Growing Up in the 60s and 70s: A Life Within Our Means
- Keith Power

- Sep 1
- 3 min read

When I think back to my childhood in the 60s and 70s in the industrial valleys of South Wales in the UK, what strikes me most is how little we had, and yet how much it shaped me. We were poor. Clothes were almost always hand-me-downs - rarely new, often patched up, and passed along until they simply couldn’t be worn anymore. I had one pair of shoes for school and another for playing outside. You learned to make them last.
Christmas was the one time of year when something new might appear. My parents would scrape together what they could to make it special, but once January came, it was straight back to living within our meagre means. There were no credit cards, no “buy now, pay later.” You either managed with what you had, or you went without.
Cars, when we had them, were always old bangers. I still remember our light blue Austin Cambridge (similar to the one in the pic). It spent as much time off the road as on it. If it broke down, that was it, we’d go without a car for weeks on end until we could afford a repair or scrape together enough for another old wreck.
Entertainment was simple. The TV had three channels, and that was enough. We all watched the same programmes, so the next day at school everyone could talk about the same show. Meals were straightforward too - you ate what was on your plate. “Like it or lump it” was the rule. No one asked if you fancied something different.

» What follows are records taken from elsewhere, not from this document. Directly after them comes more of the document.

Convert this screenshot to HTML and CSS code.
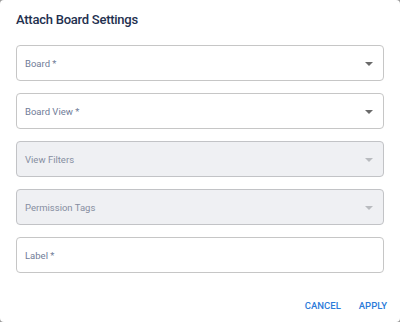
FILE: index.html
```html
<!DOCTYPE html>
<html lang="en">
<head>
  <meta charset="UTF-8">
  <meta name="viewport" content="width=device-width, initial-scale=1.0">
  <title>Attach Board Settings</title>
  <link rel="stylesheet" href="styles.css">
</head>
<body>
  <div class="dialog">
    <h2 class="title">Attach Board Settings</h2>

    <div class="fields">
      <div class="field">
        <span class="label">Board *</span>
        <span class="arrow"></span>
      </div>
      <div class="field">
        <span class="label">Board View *</span>
        <span class="arrow"></span>
      </div>
      <div class="field disabled">
        <span class="label">View Filters</span>
        <span class="arrow"></span>
      </div>
      <div class="field disabled">
        <span class="label">Permission Tags</span>
        <span class="arrow"></span>
      </div>
      <div class="field">
        <span class="label">Label *</span>
      </div>
    </div>

    <div class="actions">
      <button class="button">CANCEL</button>
      <button class="button">APPLY</button>
    </div>
  </div>
</body>
</html>
```

FILE: styles.css
```css
html, body { margin: 0; height: 100%; }
body { background: #9a9a9a; font-family: Roboto, "Liberation Sans", sans-serif; }
.dialog { box-sizing: border-box; width: 400px; height: 322px; background: #fff; border-radius: 4px; padding: 10px 16px 0; }
.title { margin: 0 0 15px; font-size: 13px; line-height: 20px; font-weight: 500; letter-spacing: -0.25px; color: #23304f; }
.fields { display: flex; flex-direction: column; gap: 12px; }
.field { box-sizing: border-box; height: 36px; border: 1px solid #c6c6c6; border-radius: 4px; display: flex; align-items: center; justify-content: space-between; padding: 0 10px 0 8px; }
.field.disabled { background: #eff0f3; border-color: #c2c3c6; }
.label { font-size: 9.5px; color: #707c97; }
.field.disabled .label { color: #868ea1; }
.arrow { width: 0; height: 0; border-left: 4px solid transparent; border-right: 4px solid transparent; border-top: 4px solid #6a6a6a; margin-top: 1px; }
.field.disabled .arrow { border-top-color: #b9bbbf; }
.actions { display: flex; justify-content: flex-end; gap: 18px; margin-top: 25px; margin-right: -3px; }
.button { background: none; border: none; padding: 0; font-family: inherit; font-size: 9.5px; font-weight: 500; line-height: 16px; color: #2b7bd9; cursor: pointer; }
```
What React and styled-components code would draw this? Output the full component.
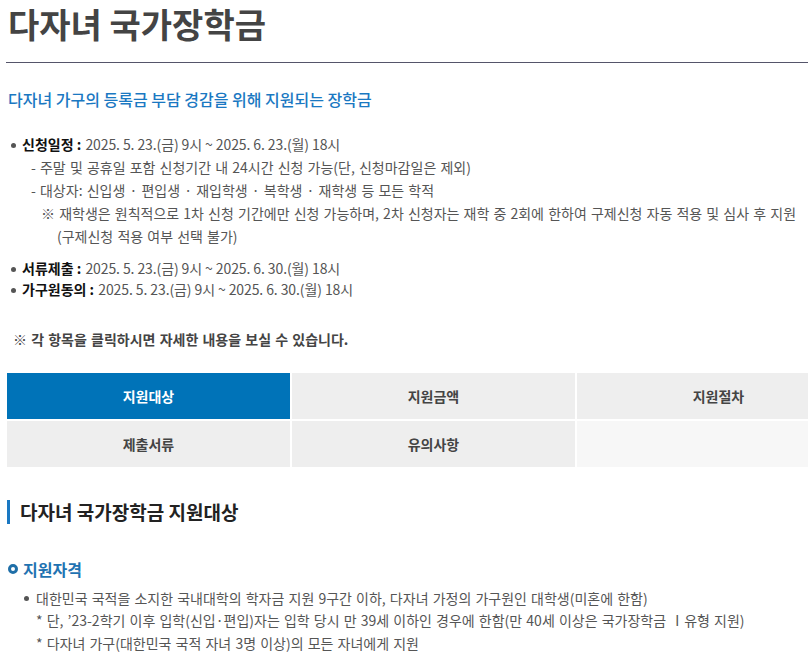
import React from "react";
import styled, { createGlobalStyle } from "styled-components";

const Global = createGlobalStyle`
  html, body { margin: 0; padding: 0; background: #fff; overflow: hidden; }
  body { font-family: "Noto Sans CJK KR", "Noto Sans", sans-serif; color: #555; }
  * { box-sizing: border-box; }
`;

const Page = styled.div`
  width: 860px;
  padding: 0 0 0 7px;
`;

const Title = styled.h1`
  margin: 0;
  padding: 3px 0 0 1px;
  height: 56px;
  font-size: 34px;
  line-height: 42px;
  font-weight: 700;
  color: #444;
`;

const Rule = styled.hr`
  margin: 6px 0 0 -1px;
  border: 0;
  border-top: 1px solid #55556a;
  height: 0;
`;

const Lead = styled.p`
  margin: 26px 0 0 1px;
  font-size: 16px;
  line-height: 21px;
  color: #1a78c2;
  font-weight: 500;
`;

const InfoList = styled.ul`
  list-style: none;
  margin: ${(p) => p.$top}px 0 0 0;
  padding: 0 0 0 ${(p) => p.$pad}px;
`;

const InfoItem = styled.li`
  position: relative;
  padding-left: ${(p) => p.$gap || 10}px;
  font-size: 14px;
  word-spacing: 1px;
  line-height: ${(p) => p.$lh || 22}px;
  color: #555;
  &::before {
    content: "";
    position: absolute;
    left: 0;
    top: ${(p) => (p.$lh || 22) / 2 - 2}px;
    width: 5px;
    height: 5px;
    border-radius: 50%;
    background: #555;
  }
`;

const Label = styled.b`
  color: #111;
  font-weight: 700;
  word-spacing: 0;
`;

const DateText = styled.span`
  word-spacing: 0;
  letter-spacing: -0.1px;
`;

const SubLine = styled.div`
  padding-left: ${(p) => p.$indent}px;
  line-height: 23px;
  color: #555;
`;

const Notice = styled.p`
  margin: 29px 0 0 6px;
  font-size: 14px;
  word-spacing: 1px;
  font-weight: 700;
  color: #444;
  line-height: 20px;
`;

const Tabs = styled.div`
  margin-top: 24px;
  display: grid;
  grid-template-columns: repeat(3, 1fr);
  gap: 2px;
`;

const Tab = styled.div`
  height: 46px;
  display: flex;
  align-items: center;
  justify-content: center;
  font-size: 14px;
  font-weight: 700;
  color: ${(p) => (p.$active ? "#fff" : "#444")};
  background: ${(p) => (p.$active ? "#0073b8" : p.$empty ? "#f7f7f7" : "#eeeeee")};
`;

const SectionTitle = styled.h2`
  margin: 33px 0 0 0;
  border-left: 3px solid #1a78c2;
  padding-left: 10px;
  font-size: 19px;
  line-height: 24px;
  font-weight: 700;
  color: #222;
`;

const SubTitle = styled.h3`
  margin: 35px 0 0 1px;
  display: flex;
  align-items: center;
  gap: 5px;
  font-size: 16px;
  line-height: 20px;
  font-weight: 700;
  color: #1f73b2;
`;

const Ring = styled.span`
  width: 10px;
  height: 10px;
  border: 3px solid #1f6fa8;
  border-radius: 50%;
  display: inline-block;
`;

export default function App() {
  return (
    <Page>
      <Global />
      <Title>다자녀 국가장학금</Title>
      <Rule />
      <Lead>다자녀 가구의 등록금 부담 경감을 위해 지원되는 장학금</Lead>
      <InfoList $top={23} $pad={4}>
        <InfoItem $lh={23} $gap={11}>
          <Label>신청일정 :</Label> <DateText>2025. 5. 23.(금) 9시 ~ 2025. 6. 23.(월) 18시</DateText>
          <SubLine $indent={9}>- 주말 및 공휴일 포함 신청기간 내 24시간 신청 가능(단, 신청마감일은 제외)</SubLine>
          <SubLine $indent={9}>- 대상자: 신입생 · 편입생 · 재입학생 · 복학생 · 재학생 등 모든 학적</SubLine>
          <SubLine $indent={19}>※ 재학생은 원칙적으로 1차 신청 기간에만 신청 가능하며, 2차 신청자는 재학 중 2회에 한하여 구제신청 자동 적용 및 심사 후 지원</SubLine>
          <SubLine $indent={35}>(구제신청 적용 여부 선택 불가)</SubLine>
        </InfoItem>
      </InfoList>
      <InfoList $top={10} $pad={4}>
        <InfoItem $lh={21} $gap={11}>
          <Label>서류제출 :</Label> <DateText>2025. 5. 23.(금) 9시 ~ 2025. 6. 30.(월) 18시</DateText>
        </InfoItem>
        <InfoItem $lh={21} $gap={11}>
          <Label>가구원동의 :</Label> <DateText>2025. 5. 23.(금) 9시 ~ 2025. 6. 30.(월) 18시</DateText>
        </InfoItem>
      </InfoList>
      <Notice>※ 각 항목을 클릭하시면 자세한 내용을 보실 수 있습니다.</Notice>
      <Tabs>
        <Tab $active>지원대상</Tab>
        <Tab>지원금액</Tab>
        <Tab>지원절차</Tab>
        <Tab>제출서류</Tab>
        <Tab>유의사항</Tab>
        <Tab $empty />
      </Tabs>
      <SectionTitle>다자녀 국가장학금 지원대상</SectionTitle>
      <SubTitle>
        <Ring />
        지원자격
      </SubTitle>
      <InfoList $top={8} $pad={17}>
        <InfoItem $lh={22} $gap={12}>
          대한민국 국적을 소지한 국내대학의 학자금 지원 9구간 이하, 다자녀 가정의 가구원인 대학생(미혼에 한함)
          <SubLine $indent={0}>* 단, ’23-2학기 이후 입학(신입·편입)자는 입학 당시 만 39세 이하인 경우에 한함(만 40세 이상은 국가장학금 Ⅰ유형 지원)</SubLine>
          <SubLine $indent={0}>* 다자녀 가구(대한민국 국적 자녀 3명 이상)의 모든 자녀에게 지원</SubLine>
        </InfoItem>
      </InfoList>
    </Page>
  );
}
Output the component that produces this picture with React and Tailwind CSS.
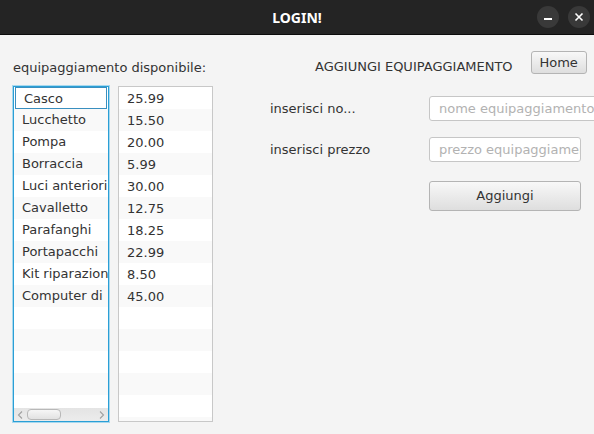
import React from "react";

const items = [
  ["Casco", "25.99"],
  ["Lucchetto", "15.50"],
  ["Pompa", "20.00"],
  ["Borraccia", "5.99"],
  ["Luci anteriori", "30.00"],
  ["Cavalletto", "12.75"],
  ["Parafanghi", "18.25"],
  ["Portapacchi", "22.99"],
  ["Kit riparazione", "8.50"],
  ["Computer di", "45.00"],
];

const rows = Array.from({ length: 16 }, (_, i) => items[i] || ["", ""]);

const font = { fontFamily: '"DejaVu Sans", sans-serif' };

const App = () => {
  return (
    <div
      className="w-[594px] h-[434px] bg-[#f4f4f4] flex flex-col overflow-hidden text-[13px] text-[#333333]"
      style={font}
    >
      {/* Title bar */}
      <div className="h-[35px] shrink-0 bg-[#242424] border-b border-[#0c0c0c] flex items-center">
        <div className="w-[64px]" />
        <div
          className="flex-1 text-center text-white font-bold text-[14px]"
          style={{ fontFamily: '"Noto Sans", sans-serif' }}
        >
          LOGIN!
        </div>
        <div className="w-[64px] flex items-center gap-[9px] pl-[7px]">
          <div className="w-[22px] h-[22px] rounded-full bg-[#393939] flex items-center justify-center">
            <div className="w-[8px] h-[2px] bg-white mt-[4px]" />
          </div>
          <div className="w-[22px] h-[22px] rounded-full bg-[#393939] flex items-center justify-center">
            <svg width="10" height="10" viewBox="0 0 10 10">
              <path d="M1.5 1.5 L8.5 8.5 M8.5 1.5 L1.5 8.5" stroke="white" strokeWidth="1.6" />
            </svg>
          </div>
        </div>
      </div>

      {/* Body */}
      <div className="flex flex-1">
        {/* Left column */}
        <div className="pl-[13px] pt-[25px] flex flex-col">
          <div className="leading-[16px] h-[16px]">equipaggiamento disponibile:</div>
          <div className="flex gap-[9px] mt-[10px]">
            {/* Name list */}
            <div className="w-[96px] h-[336px] border border-[#2a9fd6] shadow-[0_0_0_1px_#a8d8ee] bg-white flex flex-col overflow-hidden">
              <div className="flex-1 overflow-hidden">
                {rows.map((r, i) => (
                  <div
                    key={i}
                    className={`h-[22px] leading-[22px] pl-[8px] whitespace-nowrap overflow-hidden ${
                      i % 2 ? "bg-[#f9f9f9]" : "bg-white"
                    } ${i === 0 ? "border border-[#3a8fbf] pl-[7px] ml-[1px] mr-[1px] leading-[20px]" : ""}`}
                  >
                    {r[0]}
                  </div>
                ))}
              </div>
              {/* Horizontal scroll bar */}
              <div className="h-[13px] shrink-0 bg-gradient-to-b from-[#e4e4e4] to-[#ececec] flex items-center">
                <svg width="12" height="12" viewBox="0 0 12 12" className="ml-[1px]">
                  <path d="M7 2.5 L3.5 6 L7 9.5" stroke="#a0a0a0" strokeWidth="1.1" fill="none" />
                </svg>
                <div className="w-[34px] h-[11px] rounded-[4px] border border-[#b8b8b8] bg-gradient-to-b from-[#f6f6f6] to-[#e2e2e2]" />
                <div className="flex-1" />
                <svg width="12" height="12" viewBox="0 0 12 12" className="mr-[1px]">
                  <path d="M5 2.5 L8.5 6 L5 9.5" stroke="#a0a0a0" strokeWidth="1.1" fill="none" />
                </svg>
              </div>
            </div>
            {/* Price list */}
            <div className="w-[95px] h-[336px] border border-[#c8c8c8] bg-white overflow-hidden">
              {rows.map((r, i) => (
                <div
                  key={i}
                  className={`h-[22px] leading-[24px] pl-[8px] whitespace-nowrap ${
                    i % 2 ? "bg-[#f9f9f9]" : "bg-white"
                  }`}
                >
                  {r[1]}
                </div>
              ))}
            </div>
          </div>
        </div>

        {/* Right column */}
        <div className="ml-[57px] flex flex-col">
          <div className="flex items-start">
            <div className="ml-[45px] mt-[24px] leading-[16px]">AGGIUNGI EQUIPAGGIAMENTO</div>
            <button className="ml-[18px] mt-[16px] w-[56px] h-[23px] rounded-[3px] border border-[#b4b4b4] bg-gradient-to-b from-[#f8f8f8] to-[#dedede] text-[13px] text-[#333333] leading-[20px]">
              Home
            </button>
          </div>

          <div className="grid grid-cols-[159px_auto] items-center mt-[21px] gap-y-[16px]">
            <div className="leading-[16px]">inserisci no...</div>
            <div className="w-[175px] h-[25px] border border-[#c6c6c6] rounded-[3px] bg-white pl-[9px] leading-[23px] text-[#b2b2b2] whitespace-nowrap overflow-hidden">
              nome equipaggiamento
            </div>
            <div className="leading-[16px]">inserisci prezzo</div>
            <div className="w-[152px] h-[25px] border border-[#c6c6c6] rounded-[3px] bg-white pl-[9px] leading-[23px] text-[#b2b2b2] whitespace-nowrap overflow-hidden">
              prezzo equipaggiamento
            </div>
            <div />
            <button className="mt-[3px] w-[152px] h-[30px] rounded-[3px] border border-[#b4b4b4] bg-gradient-to-b from-[#f8f8f8] to-[#dedede] text-[13px] text-[#333333]">
              Aggiungi
            </button>
          </div>
        </div>
      </div>
    </div>
  );
};

export default App;
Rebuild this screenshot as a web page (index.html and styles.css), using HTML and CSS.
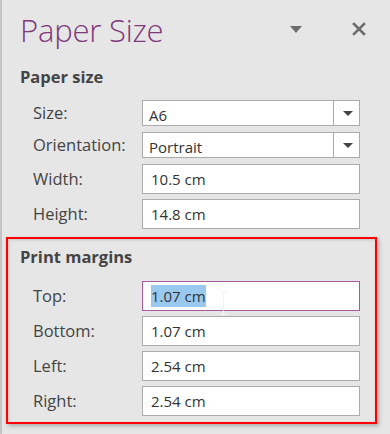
FILE: index.html
```html
<!DOCTYPE html>
<html lang="en">
<head>
  <meta charset="UTF-8">
  <title>Paper Size</title>
  <link rel="stylesheet" href="styles.css">
</head>
<body>
  <div class="pane">
    <div class="pane-header">
      <h1>Paper Size</h1>
      <span class="menu-arrow"></span>
      <svg class="close" width="14" height="14" viewBox="0 0 14 14">
        <path d="M2 2 L12 12 M12 2 L2 12" stroke="#6d6d6d" stroke-width="2.6" stroke-linecap="square"/>
      </svg>
    </div>

    <section class="group">
      <h2>Paper size</h2>
      <div class="row short">
        <label>Size:</label>
        <div class="field select"><span class="value">A6</span><span class="drop"><i></i></span></div>
      </div>
      <div class="row short">
        <label>Orientation:</label>
        <div class="field select"><span class="value">Portrait</span><span class="drop"><i></i></span></div>
      </div>
      <div class="row">
        <label>Width:</label>
        <div class="field"><span class="value">10.5 cm</span></div>
      </div>
      <div class="row">
        <label>Height:</label>
        <div class="field"><span class="value">14.8 cm</span></div>
      </div>
    </section>

    <section class="group margins">
      <h2>Print margins</h2>
      <div class="row">
        <label>Top:</label>
        <div class="field active"><span class="value"><span class="selected">1.07 cm</span></span><span class="ibeam"></span></div>
      </div>
      <div class="row">
        <label>Bottom:</label>
        <div class="field"><span class="value">1.07 cm</span></div>
      </div>
      <div class="row">
        <label>Left:</label>
        <div class="field"><span class="value">2.54 cm</span></div>
      </div>
      <div class="row">
        <label>Right:</label>
        <div class="field"><span class="value">2.54 cm</span></div>
      </div>
    </section>
  </div>
</body>
</html>
```

FILE: styles.css
```css
body {
  margin: 0;
  background: #e6e6e6;
  font-family: "Open Sans", "Noto Sans", sans-serif;
  color: #444;
}

.pane {
  min-height: 434px;
  box-sizing: border-box;
  border-left: 2px solid #c4c4c4;
  padding-right: 12px;
}

.pane-header {
  display: flex;
  align-items: center;
  height: 62px;
  padding-left: 18px;
}

.pane-header h1 {
  flex: 1;
  margin: 0;
  font-weight: 300;
  font-size: 31px;
  color: #80397b;
  letter-spacing: -0.2px;
  position: relative;
  top: -1px;
}

.menu-arrow {
  width: 0;
  height: 0;
  border-left: 6px solid transparent;
  border-right: 6px solid transparent;
  border-top: 7px solid #6d6d6d;
  margin-right: 50px;
  margin-top: -4px;
}

.close {
  margin-right: 12px;
  margin-top: -4px;
}

.group {
  padding: 0 16px 0 18px;
}

.group h2 {
  margin: 0 0 8px;
  font-size: 16.5px;
  font-weight: 700;
  color: #444;
  line-height: 24px;
  padding-top: 3px;
}

.row {
  display: flex;
  align-items: center;
  height: 35px;
}

.row.short {
  height: 32px;
  align-items: flex-start;
  padding-top: 3px;
  box-sizing: border-box;
}

.row.short label {
  line-height: 26px;
}

.row label {
  width: 109px;
  padding-left: 13px;
  font-size: 16.5px;
  color: #444;
}

.field {
  position: relative;
  display: flex;
  width: 218px;
  height: 30px;
  box-sizing: border-box;
  background: #fff;
  border: 1px solid #ababab;
  font-size: 15px;
  color: #333;
}

.row.short .field {
  height: 26px;
}

.field .value {
  flex: 1;
  padding: 5px 0 0 8px;
  line-height: 18px;
}

.row.short .field .value {
  padding: 5px 0 0 6px;
}

.field.select .drop {
  width: 25px;
  border-left: 1px solid #ababab;
  display: flex;
  align-items: center;
  justify-content: center;
}

.drop i {
  width: 0;
  height: 0;
  border-left: 5px solid transparent;
  border-right: 5px solid transparent;
  border-top: 5px solid #444;
  margin-left: 2px;
}

.field.active {
  border-color: #a45aa4;
}

.selected {
  background: #99c9ef;
  padding: 1px 0 1px;
}

.ibeam {
  position: absolute;
  left: 80px;
  top: 9px;
  width: 1px;
  height: 24px;
  background: #f4f4f4;
}

.ibeam::before,
.ibeam::after {
  content: "";
  position: absolute;
  left: -3px;
  width: 7px;
  height: 1px;
  background: #f4f4f4;
}

.ibeam::before {
  top: 0;
}

.ibeam::after {
  bottom: 0;
}

.margins {
  margin: 6px 0 0 4px;
  padding: 3px 15px 4px 12px;
  width: 340px;
  border: 2px solid #f00;
  box-shadow: 2px 2px 4px rgba(0, 0, 0, 0.25), inset 1px 1px 3px rgba(0, 0, 0, 0.15);
}

.margins h2 {
  margin-bottom: 9px;
}
```
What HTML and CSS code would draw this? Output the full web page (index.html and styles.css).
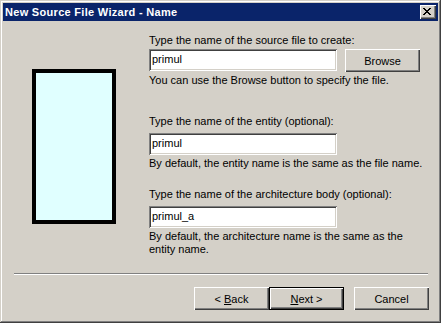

Life at home wasn’t always rosy. Most adults smoked, most dads drank, and while that was just the way things were, it didn’t make for much warmth. Holidays were rare, and when they did happen, it usually meant camping in the nearby countryside or a caravan during the factory fortnight (last week of July and first week of August). Places like the seaside town Porthcawl were packed with families from the valleys of Wales where I grew up - you’d bump into all your neighbours. They even had a name for it: “hiya butt bay,” a particularly Welsh working class expression because everyone you saw was someone you knew.
Work came early for me. I was on my dad’s milk round seven days a week by the age of seven. At nine, I picked up a paper round, and by Saturday evenings I was selling the Football Echo which had the football results hot off the press! That was just life; if you wanted money, you earned it. Our one big treat was Saturday mornings at the ABC Minors cinema club. For a few pence, we had the magic of the movies, a welcome escape from the grind of everyday life.
By my teens, if I’d managed to save a little, I’d treat myself to a steamed pie (steamed with the milk wand of the coffee machine in a small lidded pot) and a frothy coffee (we now call cappuccino) in one of the Italian cafés in town. It felt like luxury at the time.
We didn’t have much, and I knew it. But living within our means taught me resilience. It showed me the value of money and the satisfaction of earning your own. We had no sense of entitlement, no easy fixes. And while life was tough, I think it also gave us a grit and a groundedness that you don’t always see today.
Looking back now, I can see that those lean years gave me more than they took.
The Coaching Lesson
Those early years taught me lessons that are just as relevant in business leadership as they are in life. Leaders today often face the temptation of “easy credit” in a different form - quick wins, short-term fixes, or chasing every shiny new idea. But just like my family couldn’t buy beyond our means, successful businesses can’t thrive on borrowed time and overextension.
Resilient leaders know how to make the most of limited resources, how to prioritise, and how to build strength from constraints. They understand that true growth doesn’t come from having it all, but from focusing on what really matters, whether that’s people, culture, or strategy and doing it with discipline and consistency.
The best leaders, like the best families, don’t waste energy wishing for more. They set clear priorities, work hard with what they have, and build sustainable success step by step. That’s where strength, credibility, and long-term impact are forged.